- THE EXERCISE -
Copy the lines holding the word "component", all of them.
*** DATA PROVIDED ***
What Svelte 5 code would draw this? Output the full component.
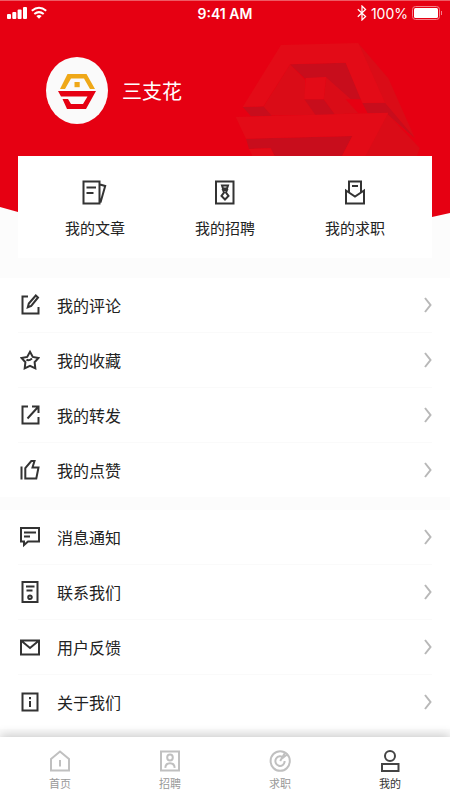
<script lang="ts">
	type Item = { label: string; icon: string };

	const shortcuts: Item[] = [
		{ label: '我的文章', icon: 'article' },
		{ label: '我的招聘', icon: 'job' },
		{ label: '我的求职', icon: 'resume' }
	];

	const groups: Item[][] = [
		[
			{ label: '我的评论', icon: 'comment' },
			{ label: '我的收藏', icon: 'star' },
			{ label: '我的转发', icon: 'share' },
			{ label: '我的点赞', icon: 'like' }
		],
		[
			{ label: '消息通知', icon: 'message' },
			{ label: '联系我们', icon: 'contact' },
			{ label: '用户反馈', icon: 'mail' },
			{ label: '关于我们', icon: 'about' }
		]
	];

	const tabs: Item[] = [
		{ label: '首页', icon: 'home' },
		{ label: '招聘', icon: 'recruit' },
		{ label: '求职', icon: 'target' },
		{ label: '我的', icon: 'me' }
	];

	// 26x26 for shortcuts, 20x22 for list rows, 22x22 for tabs
	const paths: Record<string, string> = {
		article: 'M1.5 1.5H17.5V23.5H1.5ZM4.5 7.5H14M4.5 13H11.5M18 4.5L23.2 6L18.5 22.5',
		job: 'M4 1.5H21.5V23.5H4ZM10 5.5H16L15 8.5H11ZM11 10L12 12.5L9.5 16L13 19.5L16.5 16L14 12.5L15 10Z',
		resume: 'M4 10.5V23.5H22V10.5L13 16.5ZM7 12V1.5H19V12M10 6H16',
		comment: 'M8 2.5H2.5V19.5H18.5V13M7.8 13.2L8.8 9.5L15.8 1.5L18 3.5L11.2 11.8Z',
		star: 'M10 2.8L12.8 7.9L18.5 9L14.6 13.2L15.3 19.4L10 16.8L4.7 19.4L5.4 13.2L1.5 9L7.2 7.9ZM6.5 10.5Q8.5 12.5 12 9.5',
		share: 'M8 2.5H2.5V19.5H18.5V13M7.5 14.5L18 3M12 2.5H18.5V9',
		like: 'M1.5 7.5V20.5M5.3 19.5V9L11.3 2H14.5L12.5 8.5H18.5L16.3 19.5Z',
		message: 'M1 2H19V15.5H8L4 19V15.5H1ZM4 6.5H16M4 10.5H10',
		contact: 'M2.5 1H17.5V21H2.5ZM6 5.5H14.5M6.5 9.5H12.5M11.8 16.2A1.8 1.8 0 1 1 8.2 16.2A1.8 1.8 0 1 1 11.8 16.2',
		mail: 'M1 4.5H19V18.5H1ZM1 4.5L10 12L19 4.5',
		about: 'M2.5 2.5H17.5V19.5H2.5ZM10 6V8.2M10 10V16',
		home: 'M2 9L11 1.5L20 9V20.5H2ZM11 10V16.5',
		recruit: 'M2 1.5H20V20.5H2ZM13.8 7.5A2.8 3 0 1 1 8.2 7.5A2.8 3 0 1 1 13.8 7.5M6.3 17.8C6.8 11.8 15.2 11.8 15.7 17.8',
		target: 'M20.8 11A9.6 9.8 0 1 1 1.6 11A9.6 9.8 0 1 1 20.8 11M14.5 8A4.6 4.8 0 1 0 15.6 11M11.2 11L16 2.7M13 8.5L18 4.5',
		me: 'M16 6A5 5 0 1 1 6 6A5 5 0 1 1 16 6M3 14H19.5V21H3Z'
	};
</script>

<svelte:head>
	<title>我的</title>
</svelte:head>

{#snippet icon(name: string, w: number, h: number)}
	<svg class="icon" width={w} height={h} viewBox="0 0 {w} {h}" aria-hidden="true">
		<path d={paths[name]} />
	</svg>
{/snippet}

<div class="page">
	<header class="header">
		<div class="backdrop">
			<svg class="watermark" width="225" height="160" viewBox="0 0 675 480" aria-hidden="true">
				<path fill="#da0c17" d="M400 130L490 235L570 415L480 340L410 305Z" />
				<path fill="#da0c17" d="M195 193L240 240L240 298L300 345L80 347L115 320Z" />
				<path fill="#c80d1c" d="M195 193L362 188L412 300L362 298L303 232L240 236Z" />
				<path fill="#da0c17" d="M303 232L425 340L328 343L296 298Z" />
				<path fill="#e60012" d="M362 298L412 298L430 340L400 340Z" />
				<path fill="#c80d1c" d="M238 298L296 298L330 344L272 346Z" />
				<path fill="#e30b17" d="M242 234L303 231L296 298L238 298Z" />
				<path fill="#c80d1c" d="M53 321L115 319L140 347L78 349Z" />
				<path fill="#c80d1c" d="M412 309L480 308L570 415L484 340L428 340Z" />
				<path fill="#e30b17" d="M168 135L400 129L480 308L412 309L362 188L195 193L115 319L53 321Z" />
				<path fill="#da0c17" d="M484 338L584 444L572 480H390Z" />
				<path fill="#c80d1c" d="M63 416L382 408L345 480H155L137 445L72 447Z" />
				<path fill="#e30b17" d="M32 351L490 338L415 480H345L382 408L63 416Z" />
				<path fill="#e30b17" d="M72 447L137 445L155 480H88Z" />
			</svg>
		</div>

		<div class="status">
			<div class="status-left">
				<svg width="40" height="14" viewBox="0 0 40 14" fill="#fff" aria-hidden="true">
					<rect x="0" y="8" width="4" height="5" rx="1" />
					<rect x="5.3" y="6" width="4" height="7" rx="1" />
					<rect x="10.6" y="3.5" width="4" height="9.5" rx="1" />
					<rect x="16" y="1" width="4" height="12" rx="1" />
					<path
						d="M24.8 4.8Q32 -1.2 39.2 4.8M27.3 8Q32 4.2 36.7 8"
						fill="none"
						stroke="#fff"
						stroke-width="2"
					/>
					<path d="M29.3 10Q32 8 34.7 10L32 12.8Z" />
				</svg>
			</div>
			<span class="time">9:41 AM</span>
			<div class="status-right">
				<svg width="10" height="16" viewBox="0 0 10 16" aria-hidden="true">
					<path
						d="M0.8 4.2L8.6 11.5L5 15V1L8.6 4.5L0.8 11.8"
						fill="none"
						stroke="#fff"
						stroke-width="1.2"
					/>
				</svg>
				<span>100%</span>
				<svg width="31" height="14" viewBox="0 0 31 14" aria-hidden="true">
					<rect x="0.5" y="0.5" width="27" height="13" rx="3" fill="none" stroke="#f5808a" />
					<rect x="2" y="2" width="24" height="10" rx="1.5" fill="#fff" />
					<path d="M29.5 5V9" stroke="#f5808a" />
				</svg>
			</div>
		</div>

		<div class="profile">
			<div class="avatar">
				<svg width="62" height="67" viewBox="6 7 62 67" aria-hidden="true">
					<path fill="#efa818" d="M27.5 24H46.5L55 39H50L44 28.6H31L25 39H20Z" />
					<rect fill="#efa818" x="34.5" y="32" width="5.2" height="5.2" />
					<path
						fill="#e60012"
						d="M18 41H56L46 59H27L22.5 49H28L31 54H43L47.5 46.5H21Z"
					/>
				</svg>
			</div>
			<h1>三支花</h1>
		</div>

		<nav class="card">
			{#each shortcuts as item}
				<a href="#{item.icon}">
					{@render icon(item.icon, 26, 26)}
					<span>{item.label}</span>
				</a>
			{/each}
		</nav>
	</header>

	<main>
		{#each groups as group}
			<ul class="group">
				{#each group as item}
					<li>
						<a href="#{item.icon}">
							{@render icon(item.icon, 20, 22)}
							<span>{item.label}</span>
							<svg class="arrow" width="8" height="16" viewBox="0 0 8 16" aria-hidden="true">
								<path d="M1 1L6.5 8L1 15" />
							</svg>
						</a>
					</li>
				{/each}
			</ul>
		{/each}
	</main>

	<nav class="tabbar">
		{#each tabs as tab}
			<a href="#{tab.icon}" class:active={tab.icon === 'me'}>
				{@render icon(tab.icon, 22, 22)}
				<span>{tab.label}</span>
			</a>
		{/each}
	</nav>
</div>

<style>
	:global(body) {
		background: #fcfcfc;
	}

	.page {
		display: flex;
		flex-direction: column;
		min-height: 100vh;
		color: #222;
		font-family: 'Noto Sans CJK SC', sans-serif;
	}

	a {
		color: inherit;
		text-decoration: none;
	}

	svg {
		display: block;
		flex: none;
	}

	.icon {
		fill: none;
		stroke: #333;
		stroke-width: 2;
	}

	.header {
		position: relative;
	}

	.backdrop {
		position: absolute;
		inset: 0 0 40px;
		box-sizing: border-box;
		background: #e60012;
		border-top: 1px solid #ee5a64;
		clip-path: polygon(0 0, 100% 0, 100% 213px, 96% 217px, 50% 224px, 4% 212px, 0 207px);
	}

	.watermark {
		position: absolute;
		top: -1px;
		right: 0;
	}

	.status {
		position: relative;
		display: grid;
		grid-template-columns: 1fr auto 1fr;
		align-items: center;
		height: 26px;
		padding: 0 7px;
		color: #fff;
		font-family: Inter, sans-serif;
		font-size: 14px;
	}

	.time {
		font-weight: 600;
	}

	.status-right {
		display: flex;
		align-items: center;
		justify-content: flex-end;
		gap: 4px;
	}

	.profile {
		position: relative;
		display: flex;
		align-items: center;
		gap: 14px;
		padding: 31px 46px 32px;
	}

	.avatar {
		border-radius: 50%;
		background: #fafafa;
	}

	h1 {
		margin: 0;
		color: #fff;
		font-size: 20px;
		font-weight: 400;
		line-height: 30px;
	}

	.card {
		position: relative;
		display: flex;
		margin: 0 18px;
		padding: 24px 12px 18px;
		background: #fff;
	}

	.card a {
		display: flex;
		flex: 1;
		flex-direction: column;
		align-items: center;
		gap: 10px;
		font-size: 15px;
		line-height: 24px;
	}

	main {
		display: flex;
		flex-direction: column;
		gap: 13px;
		padding: 20px 0 8px;
	}

	.group {
		margin: 0;
		padding: 0 18px;
		background: #fff;
		list-style: none;
	}

	.group li + li {
		border-top: 1px solid #fafafa;
	}

	.group a {
		display: flex;
		align-items: center;
		gap: 17px;
		height: 54px;
		padding-left: 2px;
		font-size: 16px;
	}

	.arrow {
		margin-left: auto;
		fill: none;
		stroke: #b8b8b8;
		stroke-width: 2;
	}

	.tabbar {
		position: sticky;
		bottom: 0;
		display: flex;
		margin-top: auto;
		padding: 13px 5px 9px;
		background: #fff;
		box-shadow: 0 -2px 10px rgba(0, 0, 0, 0.2);
	}

	.tabbar a {
		display: flex;
		flex: 1;
		flex-direction: column;
		align-items: center;
		gap: 3px;
		color: #999;
		font-size: 11px;
		line-height: 16px;
	}

	.tabbar .icon {
		stroke: #c0c0c0;
	}

	.tabbar .active {
		color: #333;
	}

	.tabbar .active .icon {
		stroke: #444;
	}
</style>
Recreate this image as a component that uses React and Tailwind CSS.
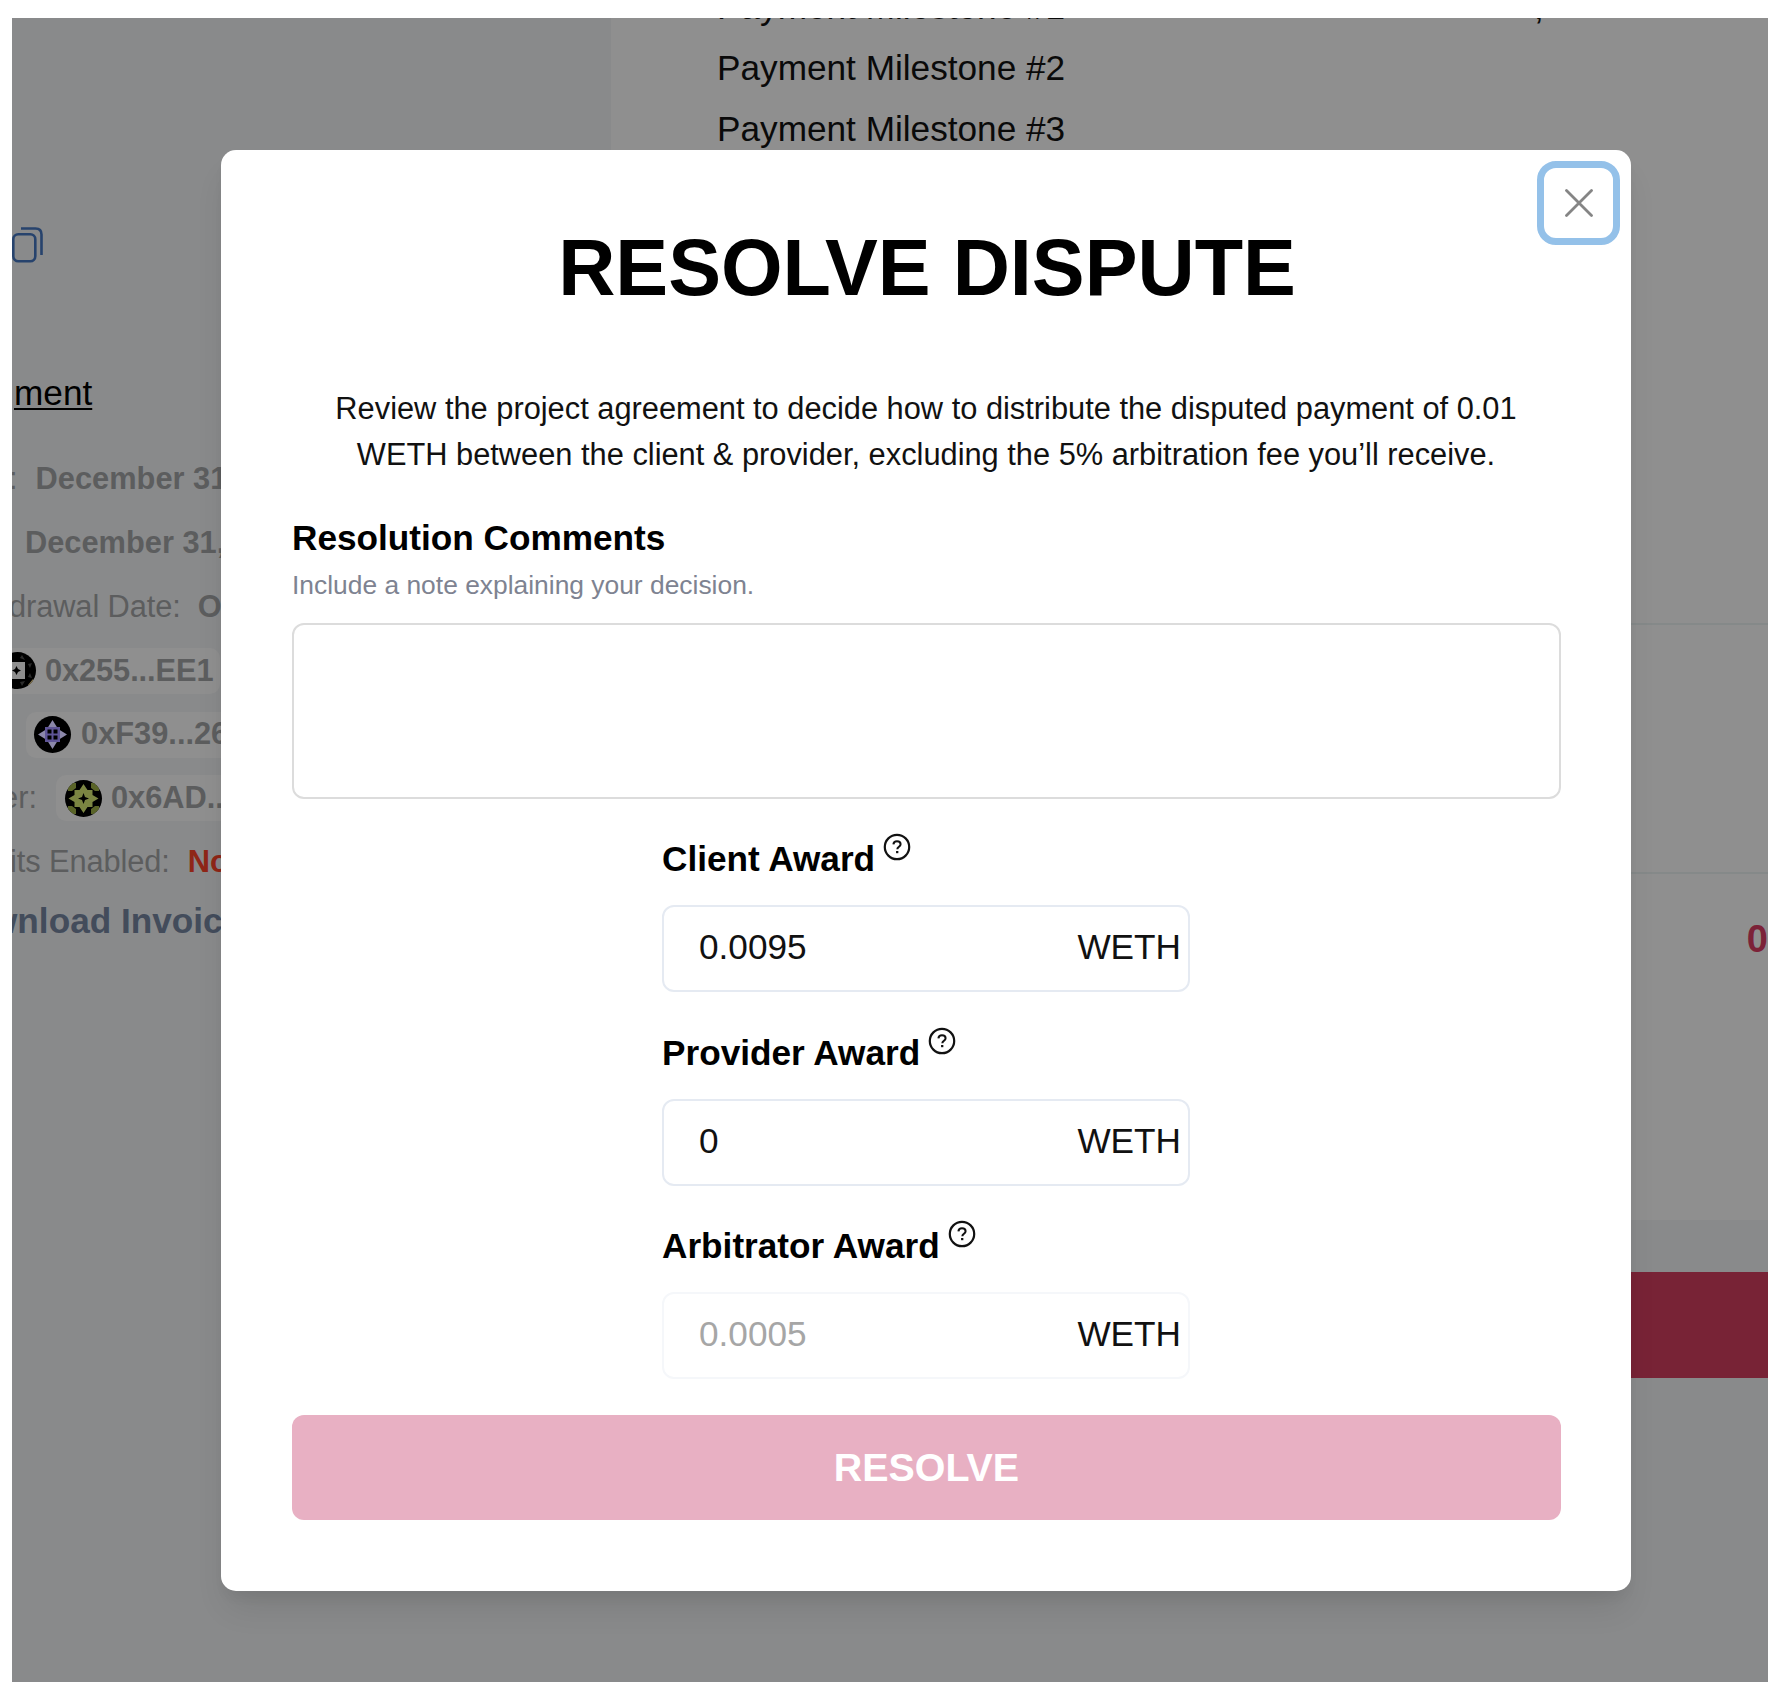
import React from "react";

const AWARDS = [
  { label: "Client Award", value: "0.0095" },
  { label: "Provider Award", value: "0" },
  { label: "Arbitrator Award", value: "0.0005", disabled: true },
];

function HelpIcon() {
  return (
    <svg viewBox="0 0 28 28" className="ml-[8px] h-[28px] w-[28px]" fill="none" stroke="#111">
      <circle cx="14" cy="14" r="12.2" strokeWidth="2.2" />
      <path d="M10.400 11.4c.2-2 1.6-3.100 3.600-3.100s3.600 1.100 3.600 3c0 2.400-3.300 2.600-3.300 5" strokeWidth="2" />
      <path d="M14.2 18v2.2" strokeWidth="2.3" />
    </svg>
  );
}

function Award({ label, value, disabled }) {
  return (
    <div className="flex h-[193.500px] flex-col">
      <div className="flex h-[53px] items-start">
        <span className="text-[35.2px] leading-[51px] font-bold text-black">{label}</span>
        <HelpIcon />
      </div>
      <div
        className={
          "mt-[19px] flex h-[87px] w-[528px] items-center justify-between rounded-[12px] border-2 pr-[7px] pb-[3px] pl-[35px] text-[35.2px] " +
          (disabled ? "border-[#f5f7fa]" : "border-[#e5eaf2]")
        }
      >
        <span className={disabled ? "text-[#a6a6a6]" : "text-[#111]"}>{value}</span>
        <span className="text-[#111]">WETH</span>
      </div>
    </div>
  );
}

function Avatar({ color, children }) {
  return (
    <svg viewBox="0 0 37 37" className="h-[37px] w-[37px] shrink-0 rounded-full bg-black" fill={color}>
      {children}
    </svg>
  );
}

function Row({ children }) {
  return <div className="flex h-[63.8px] items-center whitespace-nowrap">{children}</div>;
}

function Sidebar() {
  return (
    <div className="flex w-[599px] flex-col overflow-hidden bg-[#898a8b] text-[30.8px] text-[#5c5d5e]">
      <svg viewBox="0 0 32 36" className="mt-[209px] h-[36px] w-[32px]" fill="none" stroke="#27436d" strokeWidth="2.6">
        <rect x="1.3" y="7.3" width="22" height="27" rx="5" />
        <path d="M9 1.5h14.500q6 0 6 6V28" />
      </svg>
      <div className="mt-[103px] flex h-[53px] items-center">
        <span className="pl-[2px] text-[35.2px] leading-[53px] text-black underline decoration-2 underline-offset-[3px]">ment</span>
      </div>
      <div className="mt-[28.500px] flex flex-col">
        <Row>
          <span className="-ml-[3px]">:</span>
          <b className="ml-[18px]">December 31, 2022</b>
        </Row>
        <Row>
          <b className="ml-[13px]">December 31, 2022</b>
        </Row>
        <Row>
          <span className="-ml-[3px] tracking-[-0.1px]">drawal Date:</span>
          <b className="ml-[17px]">October</b>
        </Row>
        <Row>
          <div className="-ml-[20px] flex h-[46px] w-[228px] items-center rounded-[10px] bg-[#8f8f8f] pl-[7px]">
            <Avatar color="#8f8f8f">
              <path d="M9 10h17v17H9z" />
              <path d="M17.500 14l1.500 3 3 1.500-3 1.500-1.500 3-1.500-3-3-1.500 3-1.500z" fill="#000" />
              <path d="M23 3l3 5-5-2zM33 11l-2 5-2-4zM33 26l-4-1 2-4zM23 34l-2-4 5-1z" fill="#2c2c2c" />
              <path d="M29 33l5-6v6z" fill="#8a7a50" />
            </Avatar>
            <b className="ml-[9px] tracking-[-0.1px]">0x255...EE1</b>
          </div>
        </Row>
        <Row>
          <div className="ml-[14px] flex h-[46px] w-[250px] items-center rounded-[10px] bg-[#8f8f8f] pl-[8px]">
            <Avatar color="#5f5597">
              <path d="M18.500 4l5 8h-10zM18.500 33l5-8h-10zM4 18.500l8-5v10zM33 18.500l-8-5v10z" fill="#8c88aa" />
              <path d="M11 11h15v15H11z" />
              <path d="M13.500 13.500h4v4h-4zM19.500 13.500h4v4h-4zM13.500 19.500h4v4h-4zM19.500 19.500h4v4h-4z" fill="#000" />
            </Avatar>
            <b className="ml-[10px]">0xF39...266</b>
          </div>
        </Row>
        <Row>
          <span className="-ml-[11px]">er:</span>
          <div className="ml-[19px] flex h-[46px] w-[250px] items-center rounded-[10px] bg-[#8f8f8f] pl-[9px]">
            <Avatar color="#7b8542">
              <path d="M3 3h8v5l-4 3H3zM34 3h-8v5l4 3h4zM3 34h8v-5l-4-3H3zM34 34h-8v-5l4-3h4z" fill="#5a6428" />
              <path d="M18.500 4l4 6h5v5l6 3.500-6 3.500v5h-5l-4 6-4-6h-5v-5l-6-3.500 6-3.500v-5h5z" />
              <path d="M18.500 13l1.500 4 4 1.500-4 1.500-1.500 4-1.500-4-4-1.500 4-1.500z" fill="#000" />
            </Avatar>
            <b className="ml-[9px]">0x6AD...</b>
          </div>
        </Row>
        <Row>
          <span className="-ml-[2px] tracking-[-0.1px]">its Enabled:</span>
          <b className="ml-[18px] text-[#8f2617]">No</b>
        </Row>
      </div>
      <div className="mt-[1px] flex h-[53px] items-center">
        <b className="-ml-[22px] text-[35.2px] whitespace-nowrap text-[#434c5b]">wnload Invoice</b>
      </div>
    </div>
  );
}

function Invoice() {
  return (
    <div className="flex flex-1 flex-col overflow-hidden bg-[#898a8b]">
      <div className="flex h-[1202px] flex-col bg-[#8f8f8f]">
        <div className="-mt-[42px] ml-[106px] flex flex-col text-[35.200px] leading-[61.600px] text-[#0a0a0a]">
          <div className="-mb-[1px] flex">
            <span className="w-[817px]">Payment Milestone #1</span>
            <span>,</span>
          </div>
          <span>Payment Milestone #2</span>
          <span>Payment Milestone #3</span>
        </div>
        <div className="mt-[463px] h-[251px] border-y-2 border-[#858989]" />
        <div className="mt-[39px] flex justify-end">
          <b className="text-[38px] leading-[53px] text-[#7c2238]">0</b>
        </div>
      </div>
      <div className="mt-[52px] h-[106px] bg-[#782336]" />
    </div>
  );
}

function ResolveDialog() {
  return (
    <div className="absolute top-[150px] left-[221px] flex h-[1441px] w-[1410px] flex-col rounded-[15px] bg-white pt-[70px] pr-[70px] pl-[71px] shadow-[0_22px_33px_-7px_rgba(0,0,0,0.1),0_9px_13px_-4px_rgba(0,0,0,0.05)]">
      <button className="absolute top-[11px] right-[11px] flex h-[84px] w-[83px] items-center justify-center rounded-[19px] border-[7px] border-[#94c1e9]">
        <svg viewBox="0 0 28 28" className="h-[28px] w-[28px]" fill="none" stroke="#858585" strokeWidth="2.8" strokeLinecap="round">
          <path d="M1.500 1.500l25 25M26.500 1.500l-25 25" />
        </svg>
      </button>
      <h1 className="pl-[1px] text-center text-[79.2px] leading-[96px] font-bold text-black">RESOLVE DISPUTE</h1>
      <p className="mt-[70px] pr-[1px] text-center text-[30.8px] leading-[46.2px] whitespace-nowrap text-[#111]">
        Review the project agreement to decide how to distribute the disputed payment of 0.01
        <br />
        WETH between the client &amp; provider, excluding the 5% arbitration fee you’ll receive.
      </p>
      <div className="mt-[33px] text-[35.2px] leading-[53px] font-bold text-black">Resolution Comments</div>
      <div className="mt-[2px] text-[26.4px] leading-[38px] text-[#7e8391]">Include a note explaining your decision.</div>
      <div className="mt-[19px] h-[176px] shrink-0 rounded-[12px] border-2 border-[#dcdcdc]" />
      <div className="mt-[34px] flex flex-col self-center pr-[1px]">
        {AWARDS.map((a) => (
          <Award key={a.label} {...a} />
        ))}
      </div>
      <button className="mt-[1px] flex h-[105px] shrink-0 items-center justify-center rounded-[12px] bg-[#e8b0c3] text-[39.4px] font-bold text-white">
        RESOLVE
      </button>
    </div>
  );
}

export default function App() {
  return (
    <div className="relative h-[1694px] w-[1780px] overflow-hidden bg-white pt-[18px] pl-[12px] font-['Liberation_Sans',Arial,sans-serif]">
      <div className="flex h-[1664px] w-[1756px] overflow-hidden">
        <Sidebar />
        <Invoice />
      </div>
      <ResolveDialog />
    </div>
  );
}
***
- ANSWER TO THE TASK -
What Svelte 5 code would draw this? Output the full component.
Recreate this image as a component that uses React and Tailwind CSS.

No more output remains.